▶ _WHAT THIS TASK INVOLVES_
Below is a listing to transcribe in full and exactly; keep the pictures out.

▶ _DATA SECTION_
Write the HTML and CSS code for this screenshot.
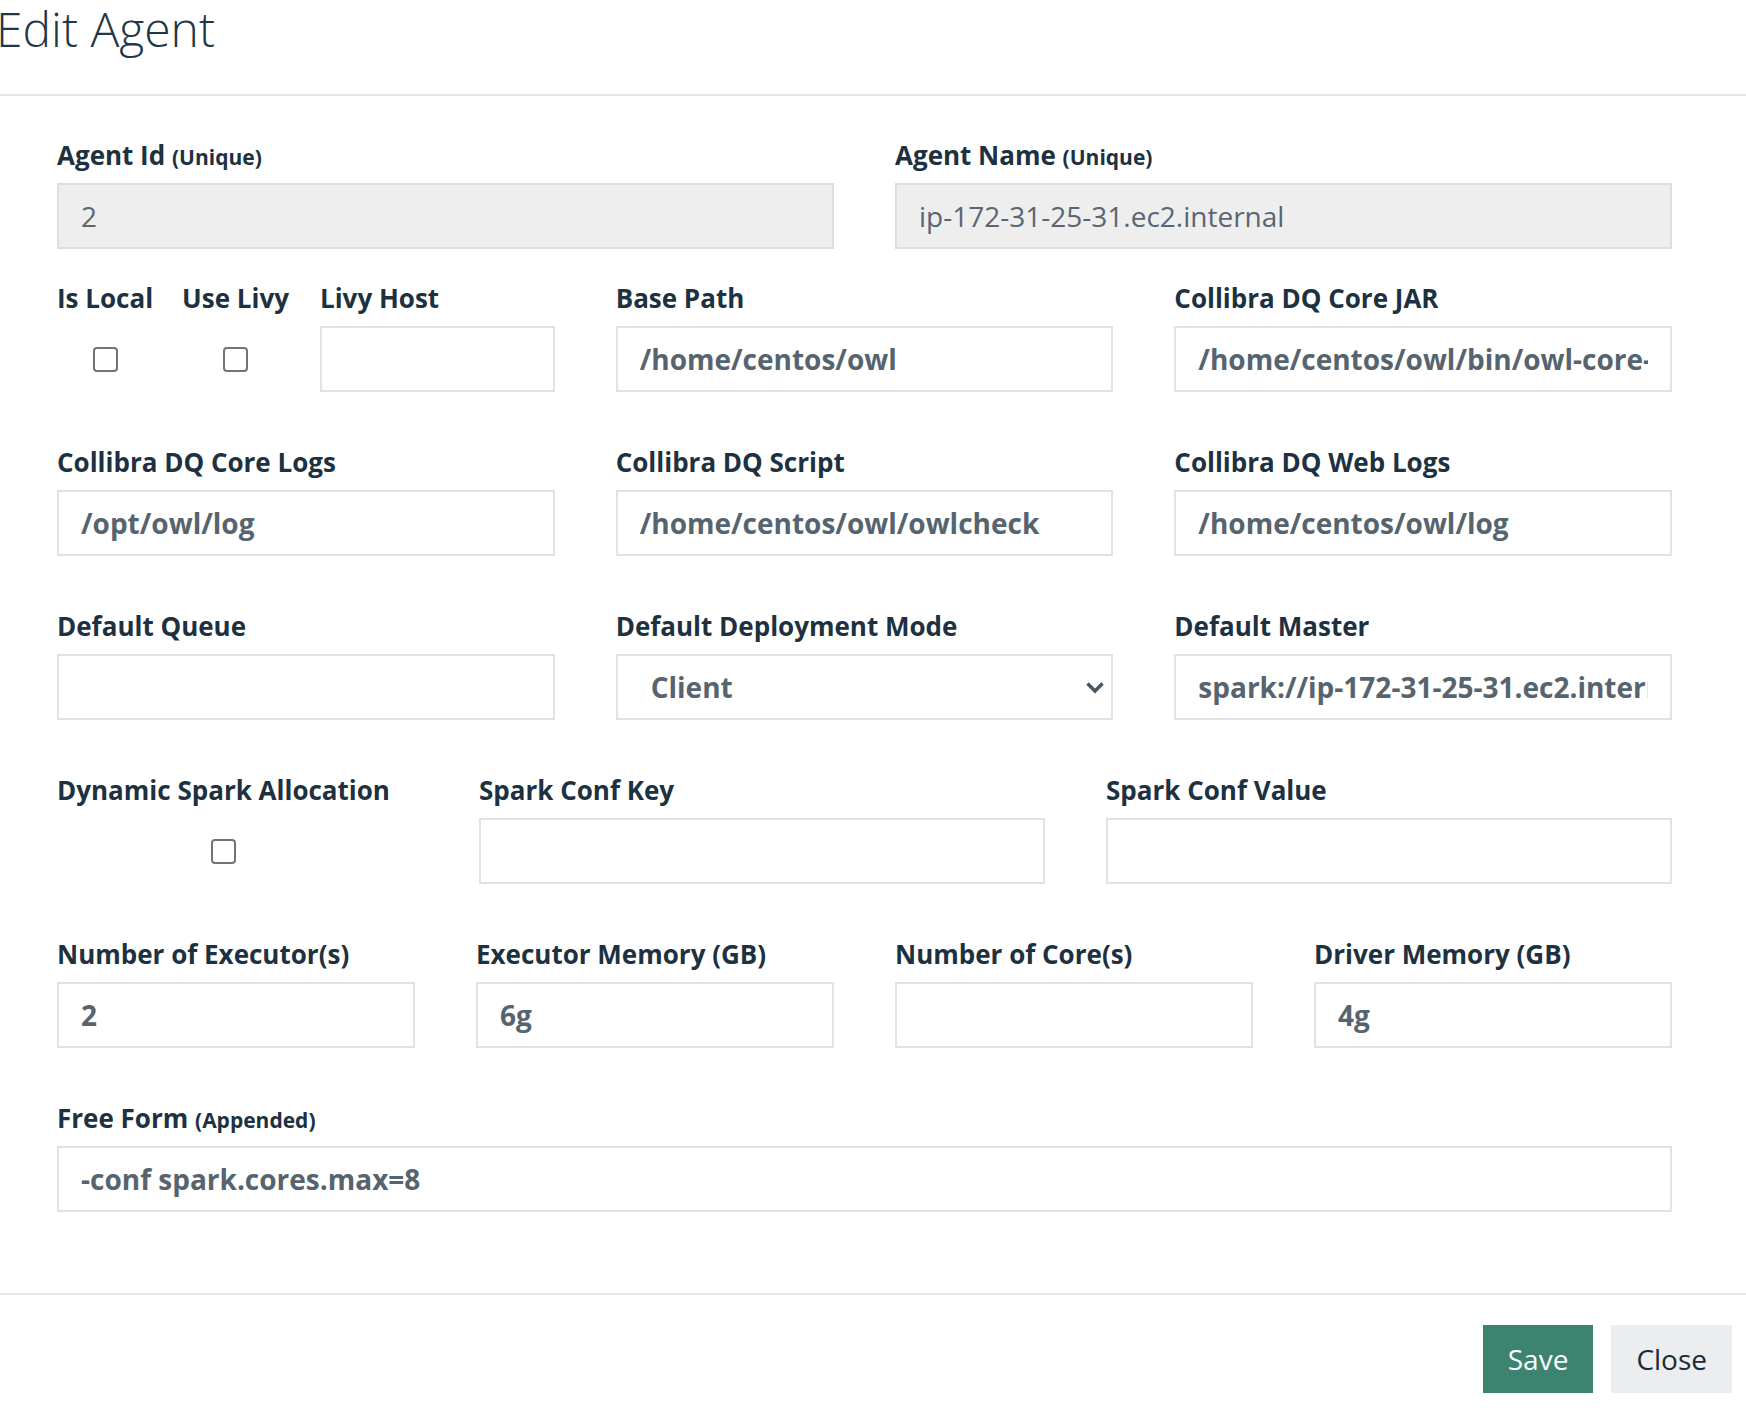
FILE: index.html
```html
<!DOCTYPE html>
<html lang="en">

<head>
  <meta charset="UTF-8" />
  <title>Edit Agent</title>
  <link rel="stylesheet" href="styles.css">
</head>

<body>
  <div class="modal">
    <div class="modal-header">
      <h1 class="modal-title">Edit Agent</h1>
    </div>

    <form class="modal-body">
      <div class="form-row cols-2 first-row">
        <div class="field">
          <label>Agent Id <small>(Unique)</small></label>
          <input class="input" type="text" value="2" disabled />
        </div>
        <div class="field">
          <label>Agent Name <small>(Unique)</small></label>
          <input class="input" type="text" value="ip-172-31-25-31.ec2.internal" disabled />
        </div>
      </div>

      <div class="form-row cols-3">
        <div class="field-split">
          <div class="check-field">
            <label>Is Local</label>
            <div class="check-box-wrap"><span class="checkbox"></span></div>
          </div>
          <div class="check-field">
            <label>Use Livy</label>
            <div class="check-box-wrap"><span class="checkbox"></span></div>
          </div>
          <div class="field grow">
            <label>Livy Host</label>
            <input class="input" type="text" value="" />
          </div>
        </div>
        <div class="field">
          <label>Base Path</label>
          <input class="input" type="text" value="/home/centos/owl" />
        </div>
        <div class="field">
          <label>Collibra DQ Core JAR</label>
          <input class="input" type="text" value="/home/centos/owl/bin/owl-core-2022.04.jar" />
        </div>
      </div>

      <div class="form-row cols-3">
        <div class="field">
          <label>Collibra DQ Core Logs</label>
          <input class="input" type="text" value="/opt/owl/log" />
        </div>
        <div class="field">
          <label>Collibra DQ Script</label>
          <input class="input" type="text" value="/home/centos/owl/owlcheck" />
        </div>
        <div class="field">
          <label>Collibra DQ Web Logs</label>
          <input class="input" type="text" value="/home/centos/owl/log" />
        </div>
      </div>

      <div class="form-row cols-3">
        <div class="field">
          <label>Default Queue</label>
          <input class="input" type="text" value="" />
        </div>
        <div class="field">
          <label>Default Deployment Mode</label>
          <div class="select-wrap">
            <select class="input select">
              <option>Client</option>
              <option>Cluster</option>
            </select>
            <svg class="chevron" width="20" height="13" viewBox="0 0 20 13">
              <path d="M2.5 2.5 L10 10 L17.5 2.5" fill="none" stroke="#4a555e" stroke-width="3.5" />
            </svg>
          </div>
        </div>
        <div class="field">
          <label>Default Master</label>
          <input class="input" type="text" value="spark://ip-172-31-25-31.ec2.internal:7077" />
        </div>
      </div>

      <div class="form-row cols-spark">
        <div class="check-field">
          <label>Dynamic Spark Allocation</label>
          <div class="check-box-wrap"><span class="checkbox"></span></div>
        </div>
        <div class="field">
          <label>Spark Conf Key</label>
          <input class="input" type="text" value="" />
        </div>
        <div class="field">
          <label>Spark Conf Value</label>
          <input class="input" type="text" value="" />
        </div>
      </div>

      <div class="form-row cols-4">
        <div class="field">
          <label>Number of Executor(s)</label>
          <input class="input" type="text" value="2" />
        </div>
        <div class="field">
          <label>Executor Memory (GB)</label>
          <input class="input" type="text" value="6g" />
        </div>
        <div class="field">
          <label>Number of Core(s)</label>
          <input class="input" type="text" value="" />
        </div>
        <div class="field">
          <label>Driver Memory (GB)</label>
          <input class="input" type="text" value="4g" />
        </div>
      </div>

      <div class="form-row">
        <div class="field">
          <label>Free Form <small>(Appended)</small></label>
          <input class="input" type="text" value="-conf spark.cores.max=8" />
        </div>
      </div>
    </form>

    <div class="modal-footer">
      <button class="btn btn-save" type="button">Save</button>
      <button class="btn btn-close" type="button">Close</button>
    </div>
  </div>
</body>

</html>
```

FILE: styles.css
```css
* {
  margin: 0;
  padding: 0;
  box-sizing: border-box;
}

body {
  background-color: #ffffff;
  font-family: "Open Sans", "Noto Sans", sans-serif;
  color: #1d3140;
  overflow: hidden;
}

.modal {
  width: 100%;
}

.modal-header {
  padding-bottom: 36px;
  border-bottom: 2px solid #e6e6e6;
}

/* the dialog is cropped on the left, so the title hugs the edge */
.modal-title {
  font-size: 48px;
  font-weight: 300;
  line-height: 58px;
  color: #1f3747;
  margin-left: -4px;
}

.modal-body {
  padding: 40px 74px 30px 57px;
}

.form-row {
  display: grid;
  grid-template-columns: 1fr;
  column-gap: 61px;
  margin-bottom: 51px;
}

.form-row.first-row {
  margin-bottom: 30px;
}

.cols-2 {
  grid-template-columns: 1fr 1fr;
}

.cols-3 {
  grid-template-columns: 1fr 1fr 1fr;
}

.cols-4 {
  grid-template-columns: 1fr 1fr 1fr 1fr;
}

.cols-spark {
  grid-template-columns: 361px 1fr 1fr;
}

.field {
  display: flex;
  flex-direction: column;
  min-width: 0;
}

.field.grow {
  flex: 1;
  margin-left: 2px;
}

label {
  display: block;
  font-size: 26px;
  font-weight: 700;
  line-height: 39px;
  margin-bottom: 8px;
  color: #1d3140;
  white-space: nowrap;
}

label small {
  font-size: 21px;
  font-weight: 700;
  line-height: 1;
}

.input {
  display: block;
  width: 100%;
  height: 66px;
  padding: 0 22px;
  border: 2px solid #dfe3e6;
  border-radius: 0;
  background: #ffffff;
  font-family: "Open Sans", "Noto Sans", sans-serif;
  font-size: 28px;
  font-weight: 700;
  color: #56646f;
  outline: none;
}

.input:disabled {
  background: #eeeeee;
  border-color: #dcdfe2;
  font-weight: 400;
  color: #5a6671;
}

/* checkbox groups: label left, box centred under it */
.field-split {
  display: flex;
  gap: 29px;
  min-width: 0;
}

.check-field {
  display: inline-flex;
  flex-direction: column;
  align-items: center;
  justify-self: start;
}

.check-box-wrap {
  height: 66px;
  display: flex;
  align-items: center;
}

.checkbox {
  display: block;
  width: 25px;
  height: 25px;
  border: 2px solid #737373;
  border-radius: 4px;
  background: #ffffff;
}

.select-wrap {
  position: relative;
}

.select {
  appearance: none;
  -webkit-appearance: none;
  padding-left: 33px;
  cursor: pointer;
}

.chevron {
  position: absolute;
  right: 8px;
  top: 27px;
  pointer-events: none;
}

.modal-footer {
  border-top: 2px solid #e6e6e6;
  display: flex;
  justify-content: flex-end;
  gap: 18px;
  padding: 30px 14px 16px 0;
}

.btn {
  height: 68px;
  padding: 0 25px;
  border: none;
  border-radius: 0;
  font-family: "Open Sans", "Noto Sans", sans-serif;
  font-size: 28px;
  font-weight: 400;
  cursor: pointer;
}

.btn-save {
  background: #3c8470;
  color: #ffffff;
}

.btn-close {
  background: #ebedef;
  color: #1b2a35;
}
```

▶ _COMPLETE RESPONSE_
Write the HTML and CSS code for this screenshot.
FILE: index.html
```html
<!DOCTYPE html>
<html lang="en">

<head>
  <meta charset="UTF-8" />
  <title>Edit Agent</title>
  <link rel="stylesheet" href="styles.css">
</head>

<body>
  <div class="modal">
    <div class="modal-header">
      <h1 class="modal-title">Edit Agent</h1>
    </div>

    <form class="modal-body">
      <div class="form-row cols-2 first-row">
        <div class="field">
          <label>Agent Id <small>(Unique)</small></label>
          <input class="input" type="text" value="2" disabled />
        </div>
        <div class="field">
          <label>Agent Name <small>(Unique)</small></label>
          <input class="input" type="text" value="ip-172-31-25-31.ec2.internal" disabled />
        </div>
      </div>

      <div class="form-row cols-3">
        <div class="field-split">
          <div class="check-field">
            <label>Is Local</label>
            <div class="check-box-wrap"><span class="checkbox"></span></div>
          </div>
          <div class="check-field">
            <label>Use Livy</label>
            <div class="check-box-wrap"><span class="checkbox"></span></div>
          </div>
          <div class="field grow">
            <label>Livy Host</label>
            <input class="input" type="text" value="" />
          </div>
        </div>
        <div class="field">
          <label>Base Path</label>
          <input class="input" type="text" value="/home/centos/owl" />
        </div>
        <div class="field">
          <label>Collibra DQ Core JAR</label>
          <input class="input" type="text" value="/home/centos/owl/bin/owl-core-2022.04.jar" />
        </div>
      </div>

      <div class="form-row cols-3">
        <div class="field">
          <label>Collibra DQ Core Logs</label>
          <input class="input" type="text" value="/opt/owl/log" />
        </div>
        <div class="field">
          <label>Collibra DQ Script</label>
          <input class="input" type="text" value="/home/centos/owl/owlcheck" />
        </div>
        <div class="field">
          <label>Collibra DQ Web Logs</label>
          <input class="input" type="text" value="/home/centos/owl/log" />
        </div>
      </div>

      <div class="form-row cols-3">
        <div class="field">
          <label>Default Queue</label>
          <input class="input" type="text" value="" />
        </div>
        <div class="field">
          <label>Default Deployment Mode</label>
          <div class="select-wrap">
            <select class="input select">
              <option>Client</option>
              <option>Cluster</option>
            </select>
            <svg class="chevron" width="20" height="13" viewBox="0 0 20 13">
              <path d="M2.5 2.5 L10 10 L17.5 2.5" fill="none" stroke="#4a555e" stroke-width="3.5" />
            </svg>
          </div>
        </div>
        <div class="field">
          <label>Default Master</label>
          <input class="input" type="text" value="spark://ip-172-31-25-31.ec2.internal:7077" />
        </div>
      </div>

      <div class="form-row cols-spark">
        <div class="check-field">
          <label>Dynamic Spark Allocation</label>
          <div class="check-box-wrap"><span class="checkbox"></span></div>
        </div>
        <div class="field">
          <label>Spark Conf Key</label>
          <input class="input" type="text" value="" />
        </div>
        <div class="field">
          <label>Spark Conf Value</label>
          <input class="input" type="text" value="" />
        </div>
      </div>

      <div class="form-row cols-4">
        <div class="field">
          <label>Number of Executor(s)</label>
          <input class="input" type="text" value="2" />
        </div>
        <div class="field">
          <label>Executor Memory (GB)</label>
          <input class="input" type="text" value="6g" />
        </div>
        <div class="field">
          <label>Number of Core(s)</label>
          <input class="input" type="text" value="" />
        </div>
        <div class="field">
          <label>Driver Memory (GB)</label>
          <input class="input" type="text" value="4g" />
        </div>
      </div>

      <div class="form-row">
        <div class="field">
          <label>Free Form <small>(Appended)</small></label>
          <input class="input" type="text" value="-conf spark.cores.max=8" />
        </div>
      </div>
    </form>

    <div class="modal-footer">
      <button class="btn btn-save" type="button">Save</button>
      <button class="btn btn-close" type="button">Close</button>
    </div>
  </div>
</body>

</html>
```

FILE: styles.css
```css
* {
  margin: 0;
  padding: 0;
  box-sizing: border-box;
}

body {
  background-color: #ffffff;
  font-family: "Open Sans", "Noto Sans", sans-serif;
  color: #1d3140;
  overflow: hidden;
}

.modal {
  width: 100%;
}

.modal-header {
  padding-bottom: 36px;
  border-bottom: 2px solid #e6e6e6;
}

/* the dialog is cropped on the left, so the title hugs the edge */
.modal-title {
  font-size: 48px;
  font-weight: 300;
  line-height: 58px;
  color: #1f3747;
  margin-left: -4px;
}

.modal-body {
  padding: 40px 74px 30px 57px;
}

.form-row {
  display: grid;
  grid-template-columns: 1fr;
  column-gap: 61px;
  margin-bottom: 51px;
}

.form-row.first-row {
  margin-bottom: 30px;
}

.cols-2 {
  grid-template-columns: 1fr 1fr;
}

.cols-3 {
  grid-template-columns: 1fr 1fr 1fr;
}

.cols-4 {
  grid-template-columns: 1fr 1fr 1fr 1fr;
}

.cols-spark {
  grid-template-columns: 361px 1fr 1fr;
}

.field {
  display: flex;
  flex-direction: column;
  min-width: 0;
}

.field.grow {
  flex: 1;
  margin-left: 2px;
}

label {
  display: block;
  font-size: 26px;
  font-weight: 700;
  line-height: 39px;
  margin-bottom: 8px;
  color: #1d3140;
  white-space: nowrap;
}

label small {
  font-size: 21px;
  font-weight: 700;
  line-height: 1;
}

.input {
  display: block;
  width: 100%;
  height: 66px;
  padding: 0 22px;
  border: 2px solid #dfe3e6;
  border-radius: 0;
  background: #ffffff;
  font-family: "Open Sans", "Noto Sans", sans-serif;
  font-size: 28px;
  font-weight: 700;
  color: #56646f;
  outline: none;
}

.input:disabled {
  background: #eeeeee;
  border-color: #dcdfe2;
  font-weight: 400;
  color: #5a6671;
}

/* checkbox groups: label left, box centred under it */
.field-split {
  display: flex;
  gap: 29px;
  min-width: 0;
}

.check-field {
  display: inline-flex;
  flex-direction: column;
  align-items: center;
  justify-self: start;
}

.check-box-wrap {
  height: 66px;
  display: flex;
  align-items: center;
}

.checkbox {
  display: block;
  width: 25px;
  height: 25px;
  border: 2px solid #737373;
  border-radius: 4px;
  background: #ffffff;
}

.select-wrap {
  position: relative;
}

.select {
  appearance: none;
  -webkit-appearance: none;
  padding-left: 33px;
  cursor: pointer;
}

.chevron {
  position: absolute;
  right: 8px;
  top: 27px;
  pointer-events: none;
}

.modal-footer {
  border-top: 2px solid #e6e6e6;
  display: flex;
  justify-content: flex-end;
  gap: 18px;
  padding: 30px 14px 16px 0;
}

.btn {
  height: 68px;
  padding: 0 25px;
  border: none;
  border-radius: 0;
  font-family: "Open Sans", "Noto Sans", sans-serif;
  font-size: 28px;
  font-weight: 400;
  cursor: pointer;
}

.btn-save {
  background: #3c8470;
  color: #ffffff;
}

.btn-close {
  background: #ebedef;
  color: #1b2a35;
}
```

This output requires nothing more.